» Written task:
Using the listing below, copy every line that mentions "index".

═════ Available data

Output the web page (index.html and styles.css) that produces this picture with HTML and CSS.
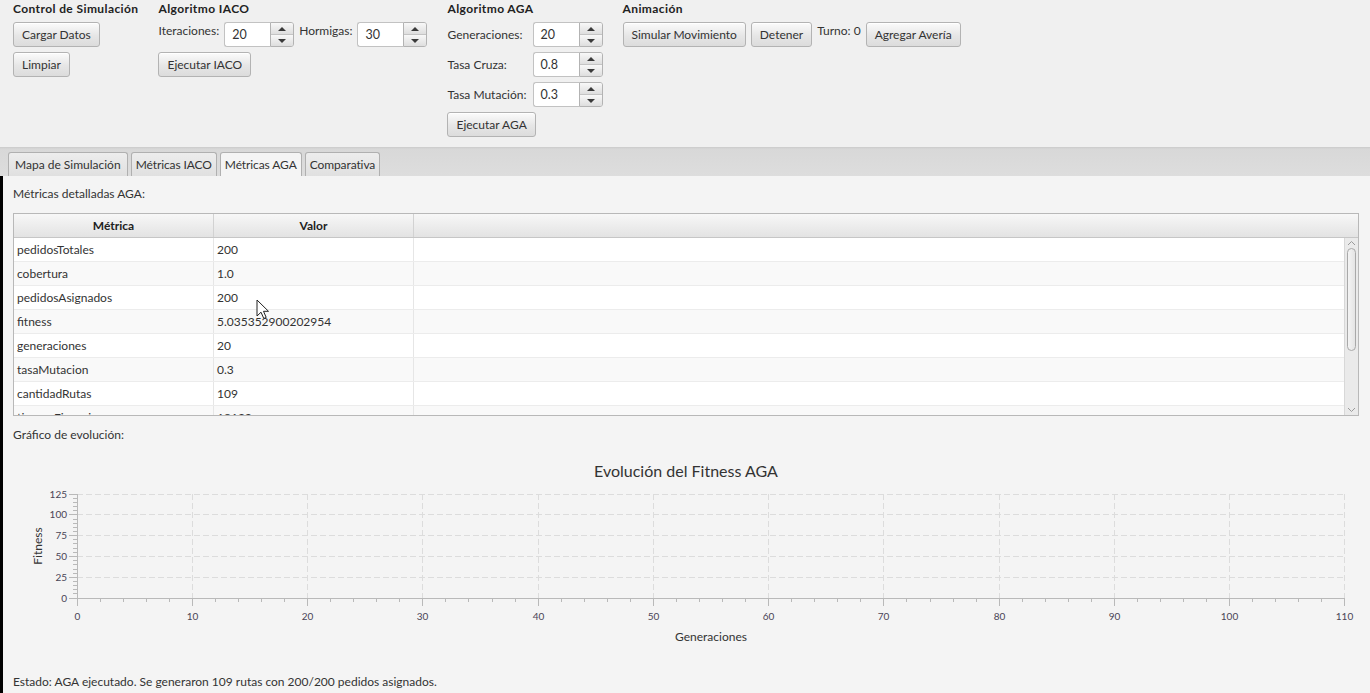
FILE: index.html
```html
<!DOCTYPE html>
<html lang="es">
<head>
<meta charset="utf-8">
<title>Simulación</title>
<link rel="stylesheet" href="styles.css">
</head>
<body>
<div class="app">
  <header class="toolbar">
    <section class="group">
      <div class="group-title">Control de Simulación</div>
      <button class="btn">Cargar Datos</button>
      <button class="btn">Limpiar</button>
    </section>
    <section class="group">
      <div class="group-title">Algoritmo IACO</div>
      <div class="param-row">
        <span class="lbl">Iteraciones:</span>
        <div class="spinner"><span class="spin-value">20</span><span class="spin-btns"><span class="spin-btn"><i class="tri-up"></i></span><span class="spin-btn"><i class="tri-down"></i></span></span></div>
        <span class="lbl">Hormigas:</span>
        <div class="spinner"><span class="spin-value">30</span><span class="spin-btns"><span class="spin-btn"><i class="tri-up"></i></span><span class="spin-btn"><i class="tri-down"></i></span></span></div>
      </div>
      <button class="btn">Ejecutar IACO</button>
    </section>
    <section class="group">
      <div class="group-title">Algoritmo AGA</div>
      <div class="param-grid">
        <span class="lbl">Generaciones:</span>
        <div class="spinner"><span class="spin-value">20</span><span class="spin-btns"><span class="spin-btn"><i class="tri-up"></i></span><span class="spin-btn"><i class="tri-down"></i></span></span></div>
        <span class="lbl">Tasa Cruza:</span>
        <div class="spinner"><span class="spin-value">0.8</span><span class="spin-btns"><span class="spin-btn"><i class="tri-up"></i></span><span class="spin-btn"><i class="tri-down"></i></span></span></div>
        <span class="lbl">Tasa Mutación:</span>
        <div class="spinner"><span class="spin-value">0.3</span><span class="spin-btns"><span class="spin-btn"><i class="tri-up"></i></span><span class="spin-btn"><i class="tri-down"></i></span></span></div>
      </div>
      <button class="btn">Ejecutar AGA</button>
    </section>
    <section class="group">
      <div class="group-title">Animación</div>
      <div class="param-row">
        <button class="btn">Simular Movimiento</button>
        <button class="btn">Detener</button>
        <span class="lbl">Turno: 0</span>
        <button class="btn">Agregar Avería</button>
      </div>
    </section>
  </header>

  <nav class="tabs">
    <div class="tab">Mapa de Simulación</div>
    <div class="tab tab-narrow">Métricas IACO</div>
    <div class="tab tab-active tab-narrow">Métricas AGA</div>
    <div class="tab tab-narrow">Comparativa</div>
  </nav>

  <div class="window-body">
    <main class="content">
      <div class="section-label">Métricas detalladas AGA:</div>
      <div class="table">
        <div class="thead">
          <div class="th col">Métrica</div>
          <div class="th col">Valor</div>
          <div class="th col-fill"></div>
        </div>
        <div class="tbody">
          <div class="rows">
            <div class="tr"><div class="td col">pedidosTotales</div><div class="td col">200</div><div class="td col-fill"></div></div>
            <div class="tr"><div class="td col">cobertura</div><div class="td col">1.0</div><div class="td col-fill"></div></div>
            <div class="tr"><div class="td col">pedidosAsignados</div><div class="td col">200</div><div class="td col-fill"></div></div>
            <div class="tr"><div class="td col">fitness</div><div class="td col">5.035352900202954</div><div class="td col-fill"></div></div>
            <div class="tr"><div class="td col">generaciones</div><div class="td col">20</div><div class="td col-fill"></div></div>
            <div class="tr"><div class="td col">tasaMutacion</div><div class="td col">0.3</div><div class="td col-fill"></div></div>
            <div class="tr"><div class="td col">cantidadRutas</div><div class="td col">109</div><div class="td col-fill"></div></div>
            <div class="tr"><div class="td col">tiempoEjecucion</div><div class="td col">18133</div><div class="td col-fill"></div></div>
          </div>
          <div class="vscroll">
            <svg class="arrow" width="13" height="10" viewBox="0 0 13 10"><polyline points="3,7 6.5,3.5 10,7" fill="none" stroke="#9a9a9a" stroke-width="1"/></svg>
            <div class="track"><div class="thumb"></div></div>
            <svg class="arrow" width="13" height="10" viewBox="0 0 13 10"><polyline points="3,3 6.5,6.5 10,3" fill="none" stroke="#9a9a9a" stroke-width="1"/></svg>
          </div>
        </div>
      </div>
      <div class="section-label chart-label">Gráfico de evolución:</div>
      <div class="chart">
        <div class="chart-title">Evolución del Fitness AGA</div>
        <svg class="plot" width="1346" height="170" viewBox="0 0 1346 170">
          <g stroke="#dcdcdc" stroke-width="1" stroke-dasharray="6 3" fill="none">
            <path d="M64 12.5H1332M64 32.5H1332M64 53.5H1332M64 74.5H1332M64 95.5H1332"/>
            <path d="M179.5 12V116M294.5 12V116M409.5 12V116M525.5 12V116M640.5 12V116M755.5 12V116M870.5 12V116M986.5 12V116M1101.5 12V116M1216.5 12V116M1331.5 12V116"/>
          </g>
          <g stroke="#b9b9b9" stroke-width="1" fill="none">
            <path d="M64.5 12V116.5M64 116.5H1332"/>
            <path d="M56 12.5H64M56 32.5H64M56 53.5H64M56 74.5H64M56 95.5H64M56 116.5H64"/>
            <path d="M60 111.5H64M60 107.5H64M60 103.5H64M60 99.5H64M60 91.5H64M60 87.5H64M60 82.5H64M60 78.5H64M60 70.5H64M60 66.5H64M60 61.5H64M60 57.5H64M60 49.5H64M60 45.5H64M60 41.5H64M60 37.5H64M60 28.5H64M60 24.5H64M60 20.5H64M60 16.5H64"/>
            <path d="M64.5 116V124M179.5 116V124M294.5 116V124M409.5 116V124M525.5 116V124M640.5 116V124M755.5 116V124M870.5 116V124M986.5 116V124M1101.5 116V124M1216.5 116V124M1331.5 116V124"/>
            <path d="M87.5 116v4M110.5 116v4M133.5 116v4M156.5 116v4M202.5 116v4M225.5 116v4M248.5 116v4M271.5 116v4M317.5 116v4M340.5 116v4M363.5 116v4M386.5 116v4M432.5 116v4M455.5 116v4M479.5 116v4M502.5 116v4M548.5 116v4M571.5 116v4M594.5 116v4M617.5 116v4M663.5 116v4M686.5 116v4M709.5 116v4M732.5 116v4M778.5 116v4M801.5 116v4M824.5 116v4M847.5 116v4M893.5 116v4M917.5 116v4M940.5 116v4M963.5 116v4M1009.5 116v4M1032.5 116v4M1055.5 116v4M1078.5 116v4M1124.5 116v4M1147.5 116v4M1170.5 116v4M1193.5 116v4M1239.5 116v4M1262.5 116v4M1285.5 116v4M1308.5 116v4"/>
          </g>
          <g class="tick-label" text-anchor="end">
            <text x="54" y="16">125</text>
            <text x="54" y="36">100</text>
            <text x="54" y="57">75</text>
            <text x="54" y="78">50</text>
            <text x="54" y="99">25</text>
            <text x="54" y="120">0</text>
          </g>
          <g class="tick-label" text-anchor="middle">
            <text x="64.5" y="138">0</text>
            <text x="179.5" y="138">10</text>
            <text x="294.5" y="138">20</text>
            <text x="409.5" y="138">30</text>
            <text x="525.5" y="138">40</text>
            <text x="640.5" y="138">50</text>
            <text x="755.5" y="138">60</text>
            <text x="870.5" y="138">70</text>
            <text x="986.5" y="138">80</text>
            <text x="1101.5" y="138">90</text>
            <text x="1216.5" y="138">100</text>
            <text x="1331.5" y="138">110</text>
          </g>
          <text class="axis-label" x="698" y="159" text-anchor="middle">Generaciones</text>
          <text class="axis-label" transform="translate(29 64) rotate(-90)" text-anchor="middle">Fitness</text>
        </svg>
      </div>
    </main>
    <footer class="status">Estado: AGA ejecutado. Se generaron 109 rutas con 200/200 pedidos asignados.</footer>
  </div>

  <svg class="cursor" width="14" height="22" viewBox="0 0 14 22">
    <path d="M1 1 L1 17 L5 13.2 L7.8 19.5 L10.2 18.4 L7.5 12.3 L12.5 12.3 Z" fill="#fff" stroke="#222" stroke-width="1" stroke-linejoin="round"/>
  </svg>
</div>
</body>
</html>
```

FILE: styles.css
```css
* { box-sizing: border-box; }

body {
  margin: 0;
  font-family: "Lato", "Liberation Sans", sans-serif;
  font-size: 12px;
  color: #333;
  background: #f4f4f4;
}

.app {
  position: relative;
  width: 1370px;
  height: 693px;
  display: flex;
  flex-direction: column;
  overflow: hidden;
  background: #f4f4f4;
}

/* ---------- toolbar ---------- */
.toolbar {
  height: 147px;
  flex: none;
  display: flex;
  gap: 20px;
  padding: 1px 10px 0 13px;
  background: #f0f0f0;
}

.group {
  display: flex;
  flex-direction: column;
  align-items: flex-start;
  gap: 5px;
}

.group-title {
  font-weight: bold;
  line-height: 16px;
  letter-spacing: 0.4px;
  color: #222;
}

.btn {
  font: inherit;
  color: #333;
  height: 25px;
  line-height: 15px;
  padding: 4px 8px;
  border: 1px solid #b3b3b3;
  border-radius: 3px;
  background: linear-gradient(to bottom, #fbfbfb 0%, #e6e6e6 55%, #dcdcdc 100%);
  box-shadow: inset 0 1px 0 #ffffff;
  white-space: nowrap;
  cursor: default;
}

.lbl {
  line-height: 17px;
  white-space: nowrap;
}

.param-row {
  display: flex;
  align-items: flex-start;
  gap: 5px;
}

.param-grid {
  display: grid;
  grid-template-columns: auto 70px;
  column-gap: 6px;
  row-gap: 5px;
  align-items: center;
}

.spinner {
  width: 70px;
  height: 25px;
  display: flex;
}

.spin-value {
  flex: 1;
  background: #fff;
  border: 1px solid #c2c2c2;
  border-right: none;
  border-radius: 3px 0 0 3px;
  padding: 0 7px;
  line-height: 23px;
  font-size: 12.5px;
}

.spin-btns {
  width: 24px;
  display: flex;
  flex-direction: column;
  border: 1px solid #b3b3b3;
  border-radius: 0 3px 3px 0;
  overflow: hidden;
}

.spin-btn {
  flex: 1;
  display: flex;
  align-items: center;
  justify-content: center;
  background: linear-gradient(to bottom, #f8f8f8, #dedede);
}

.spin-btn + .spin-btn {
  border-top: 1px solid #c4c4c4;
}

.tri-up {
  width: 0;
  height: 0;
  border-left: 4px solid transparent;
  border-right: 4px solid transparent;
  border-bottom: 4px solid #3a3a3a;
}

.tri-down {
  width: 0;
  height: 0;
  border-left: 4px solid transparent;
  border-right: 4px solid transparent;
  border-top: 4px solid #3a3a3a;
}

/* ---------- tabs ---------- */
.tabs {
  height: 29px;
  flex: none;
  display: flex;
  align-items: flex-end;
  gap: 3px;
  padding-left: 8px;
  background: linear-gradient(to bottom, #cbcbcb 0px, #d8d8d8 2px, #dddddd 100%);
}

.tab {
  height: 24px;
  line-height: 23px;
  padding: 0 6px;
  border: 1px solid #b0b0b0;
  border-bottom: none;
  border-radius: 3px 3px 0 0;
  background: linear-gradient(to bottom, #ededed, #e0e0e0);
  color: #333;
  white-space: nowrap;
}

.tab-narrow {
  padding: 0 4px;
  letter-spacing: -0.1px;
}

.tab-active {
  background: #f4f4f4;
}

/* ---------- body ---------- */
.window-body {
  flex: 1;
  display: flex;
  flex-direction: column;
  border-left: 3px solid #000;
  min-height: 0;
}

.content {
  flex: 1;
  padding: 10px 11px 0 10px;
  display: flex;
  flex-direction: column;
  min-height: 0;
}

.section-label {
  line-height: 16px;
}

.table {
  margin-top: 11px;
  height: 203px;
  flex: none;
  border: 1px solid #b8b8b8;
  background: #fff;
  display: flex;
  flex-direction: column;
}

.thead {
  height: 24px;
  flex: none;
  display: flex;
  background: linear-gradient(to bottom, #f7f7f7, #e3e3e3);
  border-bottom: 1px solid #c6c6c6;
}

.th {
  font-weight: bold;
  text-align: center;
  line-height: 24px;
  color: #222;
}

.col {
  width: 200px;
  flex: none;
  border-right: 1px solid #d2d2d2;
}

.col-fill {
  flex: 1;
}

.tbody {
  flex: 1;
  display: flex;
  min-height: 0;
}

.rows {
  flex: 1;
  overflow: hidden;
}

.tr {
  height: 24px;
  display: flex;
  border-bottom: 1px solid #ececec;
  background: #fff;
}

.tr:nth-child(even) {
  background: #f9f9f9;
}

.td {
  line-height: 23px;
  padding-left: 3px;
  white-space: nowrap;
}

.tr .col {
  border-right-color: #e6e6e6;
}

.vscroll {
  width: 14px;
  flex: none;
  display: flex;
  flex-direction: column;
  align-items: center;
  background: #eaeaea;
  border-left: 1px solid #d8d8d8;
}

.arrow {
  flex: none;
  display: block;
}

.track {
  flex: 1;
  width: 100%;
  padding: 0 2px;
}

.thumb {
  height: 103px;
  border: 1px solid #a9a9a9;
  border-radius: 5px;
  background: linear-gradient(to right, #f4f4f4, #e4e4e4);
}

.chart-label {
  margin-top: 11px;
}

.chart {
  display: flex;
  flex-direction: column;
}

.chart-title {
  margin-top: 17px;
  text-align: center;
  font-size: 16px;
  line-height: 22px;
  color: #333;
}

.plot {
  display: block;
}

.tick-label {
  font-family: "Lato", "Liberation Sans", sans-serif;
  font-size: 10px;
  fill: #4a4456;
}

.axis-label {
  font-family: "Lato", "Liberation Sans", sans-serif;
  font-size: 12px;
  fill: #333;
}

.status {
  height: 24px;
  flex: none;
  padding: 5px 0 0 10px;
  line-height: 16px;
}

.cursor {
  position: absolute;
  left: 256px;
  top: 299px;
}
```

══════════

» Solution:
Output the web page (index.html and styles.css) that produces this picture with HTML and CSS.
FILE: index.html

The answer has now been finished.